前に、香港のセントラル近くのセブンイレブンに英雑誌の「The economist」が売っていたのを見た。またその近くで、バンカーかどうか分からないがスーツの上着のポケットにThe economistを半分に折って突っ込んでいる西洋人がトラムに乗ろうとしていた。なんか格好いいと感じた。尖沙咀に住んでいた頃、ビルの一階にある茶餐廳で、スーツ姿の日本人男性が出前一丁の麺を頬張りながら日経新聞を読んでいた。切実な雰囲気があった。香港では街中で新聞を見ている人を多く見かける。香港の飲茶には新聞を小脇に抱え、茶をお供に新聞を読む人達を見かける。だいたいがいい年の人達だ。また路上には至る所にマガジンスタンドがある。中国系の新聞、香港の英字新聞、また欧米の新聞が販売されている。また通勤時間には地下鉄の駅で無料の新聞が無数の人々の手に渡る。新聞が、郵便箱ではなく街中にある。香港と新聞。この組み合わせは頭の片隅にずっとある。情報を求める香港人。歴史を意識せざる得ない環境で生活する香港人。
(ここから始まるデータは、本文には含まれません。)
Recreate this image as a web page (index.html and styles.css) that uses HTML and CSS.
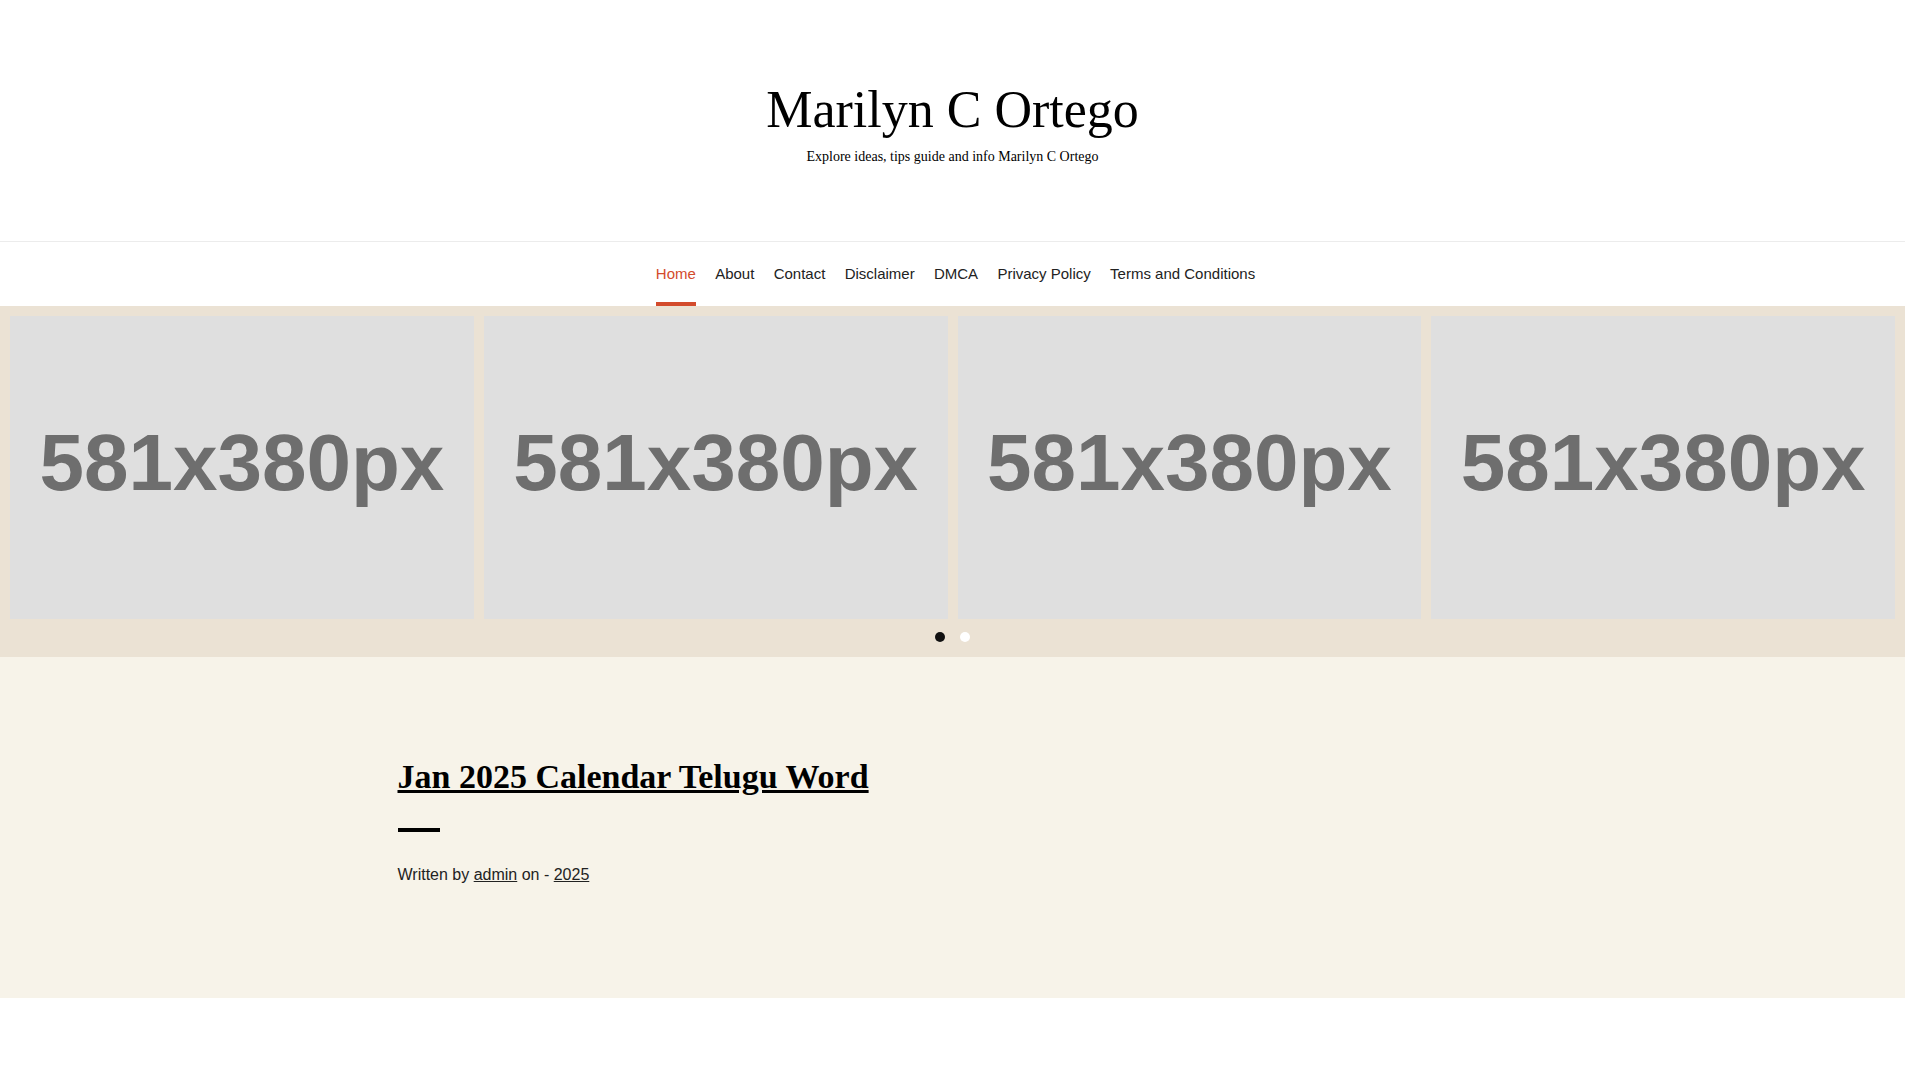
FILE: index.html
```html
<!DOCTYPE html>
<html lang="en">
<head>
<meta charset="utf-8">
<title>Marilyn C Ortego</title>
<link rel="stylesheet" href="styles.css">
</head>
<body>
<div class="page">
<header class="site-header">
  <h1 class="site-title">Marilyn C Ortego</h1>
  <p class="site-tagline">Explore ideas, tips guide and info Marilyn C Ortego</p>
</header>
<nav class="main-nav">
  <ul class="menu">
    <li><a class="menu-link active" href="#">Home</a></li>
    <li><a class="menu-link" href="#">About</a></li>
    <li><a class="menu-link" href="#">Contact</a></li>
    <li><a class="menu-link" href="#">Disclaimer</a></li>
    <li><a class="menu-link" href="#">DMCA</a></li>
    <li><a class="menu-link" href="#">Privacy Policy</a></li>
    <li><a class="menu-link" href="#">Terms and Conditions</a></li>
  </ul>
</nav>
<section class="slider">
  <div class="slides">
    <div class="slide"><span>581x380px</span></div>
    <div class="slide"><span>581x380px</span></div>
    <div class="slide"><span>581x380px</span></div>
    <div class="slide"><span>581x380px</span></div>
  </div>
  <div class="dots">
    <span class="dot active"></span>
    <span class="dot"></span>
  </div>
</section>
<section class="post-head">
  <div class="container">
    <h2 class="post-title"><a href="#">Jan 2025 Calendar Telugu Word</a></h2>
    <div class="title-bar"></div>
    <p class="post-meta">Written by <a href="#">admin</a> on - <a href="#">2025</a></p>
  </div>
</section>
<section class="post-body"></section>
</div>
</body>
</html>
```

FILE: styles.css
```css
html {
  overflow-y: scroll;
}
body {
  margin: 0;
  background: #fff;
  color: #222;
  font-family: "Liberation Sans", Arial, sans-serif;
}
.page {
  margin-right: 15px;
}
a {
  color: inherit;
}
.site-header {
  text-align: center;
  padding: 80px 0 74px;
  border-bottom: 1px solid #ececec;
  font-family: "Liberation Serif", "Times New Roman", serif;
  color: #000;
}
.site-title {
  margin: 0;
  font-size: 52px;
  line-height: 60px;
  font-weight: normal;
}
.site-tagline {
  margin: 7px 0 0;
  font-size: 14px;
  line-height: 20px;
}
.main-nav {
  height: 64px;
}
.menu {
  list-style: none;
  margin: 0;
  padding: 0 0 0 6px;
  display: flex;
  justify-content: center;
  gap: 19.3px;
}
.menu-link {
  position: relative;
  display: block;
  height: 64px;
  line-height: 64px;
  font-size: 15px;
  color: #222;
  text-decoration: none;
}
.menu-link.active {
  color: #d34b2c;
}
.menu-link.active::after {
  content: "";
  position: absolute;
  left: 0;
  right: 0;
  bottom: 0;
  height: 4px;
  background: #d34b2c;
}
.slider {
  background: #ebe2d4;
  padding: 10px 10px 15px;
}
.slides {
  display: grid;
  grid-template-columns: repeat(4, 1fr);
  gap: 10px;
}
.slide {
  aspect-ratio: 581 / 380;
  background: #dfdfdf;
  display: flex;
  align-items: center;
  justify-content: center;
  padding-bottom: 10px;
  box-sizing: border-box;
}
.slide span {
  font-size: 80px;
  font-weight: bold;
  color: #6e6e6e;
}
.dots {
  display: flex;
  justify-content: center;
  gap: 15px;
  margin-top: 13px;
}
.dot {
  width: 10px;
  height: 10px;
  border-radius: 50%;
  background: #fff;
}
.dot.active {
  background: #111;
}
.post-head {
  background: #f7f3e9;
  padding: 99.5px 0 111.5px;
}
.container {
  max-width: 1140px;
  margin: 0 auto;
  padding: 0 15px;
  box-sizing: border-box;
}
.post-title {
  margin: 0;
  font-family: "Liberation Serif", "Times New Roman", serif;
  font-size: 34px;
  line-height: 40px;
  font-weight: bold;
  color: #000;
}
.post-title a {
  color: #000;
  text-decoration: underline;
}
.title-bar {
  width: 42px;
  height: 4px;
  background: #000;
  margin-top: 31px;
}
.post-meta {
  margin: 31px 0 0;
  font-size: 16px;
  line-height: 24px;
  color: #222;
}
.post-body {
  height: 400px;
  background: #fff;
}
```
歴史と情報が切実な場所。歴史に飲み込まれるのか、歴史に対抗するのか。明日、どこに行動の重心をかけるのか。そんなことを日々考えているから香港人はフットワークが軽いのかと思ったりする。いつでも動くことが出来る心の状態。それはどんな生活から生まれるのか?フットワークの軽さはどこから来るのか?そんな思いから香港本に手を伸ばす。

「おばちゃまは香港スパイ」というタイトルの中にある「香港」という文字にもちろん惹かれて手に取った本。アメリカの女性推理作家、ドロシー・ギルマンの「ミセス・ポリファックス」というスパイ小説シリーズの一つで、舞台が香港だというもの。内容は割愛。言えるのは、主人公のミセス・ポリファックスは事件を解決することに夢中で全く香港の旨味を経験していない。ミセス・ポリファックスを香港を犯罪が起きる場所、雑多な場所、そして物語が進行する場所としか見ていない。ストーリーだから当たり前だけど。でもそんな事件解決に熱心なミセス・ポリファックスも香港を見ている。「ミセス・ポリファックスは車の窓から外を眺めた。仕事に出かける人々や、人通りの多い歩道を手押し車を引いて売り声を上げる行商人、そして年とった二人の男が、人の流れを無視して、通りに台を出してマージャンをしている」。香港の街中には自分の人生、自分のやり方を信じている人で溢れている。香港人のフットワークの軽さは、自分を信じている強度にある気がした。